Ant Group pulls blockbuster IPO after regulators express concerns

Company plans to return the funds it had accumulated from investors who subscribed to its IPO

For months, the fintech universe has been abuzz about the Ant Group Co.’s planned blockbuster initial public offering.

China-based fintech Ant Group – the parent company of Chinese payments giant Alipay – was expected this week to be selling over 10 percent of its shares in a dual Hong Kong-Shanghai listing at an eye-popping valuation of about $225 billion, as reported by Fortune

The world’s largest technology startup was expected to bring in at least $34.4 billion in the concurrent IPOs when it was slated to begin trading on Nov. 5. The public debut was touted as being the world’s largest-ever IPO, expected to top the record $29.4 billion raised by Saudi Aramco last year.

But on Monday, reports revealed that China’s central bank and its securities, banking and foreign-exchange regulators met with billionaire Jack Ma (Ant’s controlling shareholder) and the top two executives of Ant Group to address regulatory concerns.

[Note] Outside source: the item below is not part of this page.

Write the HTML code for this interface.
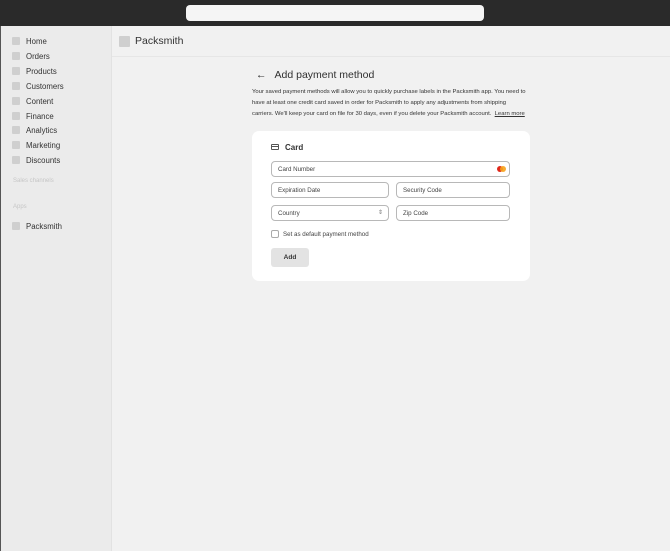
<!DOCTYPE html>
<html><head><style>
*{margin:0;padding:0;box-sizing:border-box}
body{width:670px;height:551px;font-family:"Liberation Sans",sans-serif;background:#f1f1f1;position:relative;overflow:hidden;color:#303030}
.top{position:absolute;left:0;top:0;width:670px;height:26px;background:#2a2a2a}
.search{position:absolute;left:186px;top:5px;width:298px;height:16px;background:#f5f5f5;border-radius:4px}
.side{position:absolute;left:0;top:26px;width:112px;height:525px;background:#ebebeb;border-left:1px solid #555;border-right:1px solid #e2e2e2}
.nav{position:absolute;left:11px;font-size:7.8px;color:#333;display:flex;align-items:center;height:10px}
.nav i{width:8px;height:8px;background:#cfcfcf;display:inline-block;margin-right:6px;border-radius:1px}
.sec{position:absolute;left:12px;font-size:6px;color:#c6c6c6}
.hdr{position:absolute;left:112px;top:26px;width:558px;height:31px;border-bottom:1px solid #e6e6e6}
.hdr i{position:absolute;left:7px;top:10px;width:11px;height:11px;background:#cfcfcf;border-radius:1px}
.hdr span{position:absolute;left:23px;top:9px;font-size:10.5px;color:#333}
.title{position:absolute;left:256px;top:69px;font-size:10.5px;color:#303030}
.title b{font-weight:normal;margin-right:8px}
.para{position:absolute;left:252px;top:87px;width:276px;font-size:5.9px;line-height:11px;color:#333}
.card{position:absolute;left:252px;top:131px;width:278px;height:150px;background:#fff;border-radius:7px}
.inp{position:absolute;height:16px;border:1px solid #b8b8b8;border-radius:4px;font-size:6.2px;padding-left:6px;display:flex;align-items:center;color:#444;background:#fff}
.btn{position:absolute;left:19px;top:117px;width:38px;height:19px;background:#e3e3e3;border-radius:3px;font-size:6.5px;font-weight:bold;text-align:center;line-height:19px;color:#333}
</style></head><body>
<div class="top"><div class="search"></div></div>
<div class="side">
<div class="nav" style="top:10px"><i></i>Home</div>
<div class="nav" style="top:25px"><i></i>Orders</div>
<div class="nav" style="top:40px"><i></i>Products</div>
<div class="nav" style="top:55px"><i></i>Customers</div>
<div class="nav" style="top:70px"><i></i>Content</div>
<div class="nav" style="top:85px"><i></i>Finance</div>
<div class="nav" style="top:99px"><i></i>Analytics</div>
<div class="nav" style="top:114px"><i></i>Marketing</div>
<div class="nav" style="top:129px"><i></i>Discounts</div>
<div class="sec" style="top:152px">Sales channels</div>
<div class="sec" style="top:178px">Apps</div>
<div class="nav" style="top:195px"><i></i>Packsmith</div>
</div>
<div class="hdr"><i></i><span>Packsmith</span></div>
<div class="title"><b>←</b>Add payment method</div>
<div class="para">Your saved payment methods will allow you to quickly purchase labels in the Packsmith app. You need to have at least one credit card saved in order for Packsmith to apply any adjustments from shipping carriers. We'll keep your card on file for 30 days, even if you delete your Packsmith account. &nbsp;<u>Learn more</u></div>
<div class="card">
<div style="position:absolute;left:19px;top:13px;width:8px;height:6px;border:1.5px solid #555;border-radius:1px;background:linear-gradient(#555,#555) 0 1px/100% 1px no-repeat"></div>
<div style="position:absolute;left:33px;top:12px;font-size:8px;font-weight:bold;color:#333">Card</div>
<div class="inp" style="left:19px;top:30px;width:239px">Card Number
<span style="position:absolute;right:6px;top:4px;width:6px;height:6px;border-radius:50%;background:#e0271a"></span>
<span style="position:absolute;right:3px;top:4px;width:6px;height:6px;border-radius:50%;background:#f6a21b;opacity:.9"></span></div>
<div class="inp" style="left:19px;top:51px;width:118px">Expiration Date</div>
<div class="inp" style="left:144px;top:51px;width:114px">Security Code</div>
<div class="inp" style="left:19px;top:74px;width:118px">Country<span style="position:absolute;right:5px;top:3px;font-size:6px;color:#777">⇕</span></div>
<div class="inp" style="left:144px;top:74px;width:114px">Zip Code</div>
<div style="position:absolute;left:19px;top:99px;width:8px;height:8px;border:1px solid #aaa;border-radius:2px"></div>
<div style="position:absolute;left:31px;top:100px;font-size:6.2px;color:#444">Set as default payment method</div>
<div class="btn">Add</div>
</div>
</body></html>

Then this morning, we woke up to the news that the Shanghai Stock Exchange had postponed Ant Group’s massive IPO, essentially disqualifying it from listing.

According to the Wall Street Journal, the company said late Tuesday that its Hong Kong listing would also be suspended and that it planned to return the funds it had accumulated from investors who subscribed to its IPO.

In a Nov. 3 letter to investors, Ma wrote: “Ant Group sincerely apologizes to you for any inconvenience caused by this development. We will properly handle the follow-up matters in accordance with applicable regulations of the two stock exchanges.

We will overcome the challenges and live up to the trust on the principles of: stable innovation; embrace of regulation; service to the real economy; and win-win cooperation. We will continue to serve small and micro businesses and ordinary citizens with our passion, professionalism and commitment for society. We will keep in close communications with the Shanghai Stock Exchange and relevant regulators, and wait for their further notice with respect to further developments of our offering and listing process and disclose in a timely manner.”

The news was shocking to say the least to those of us who have been paying attention with a mix of awe and wonder. 

Unsurprisingly, the postponement sent Ant Group’s shares down.

Perhaps we shouldn’t be too shocked, though, considering that – as TechCrunch reports – in late October, Ma gave a “provoking speech” that was critical of China’s financial regulation. China’s senior leaders were reportedly in attendance.

Coincidentally, China’s financial authorities issued a new wave of proposals aimed at reining in the fintech sector, as Tech Crunch also points out.

FinLedger recently examined what U.S. and European fintechs could learn from Alipay’s success. Now, it seems we need to determine what U.S. and European fintechs can learn from Ant Group’s IPO woes.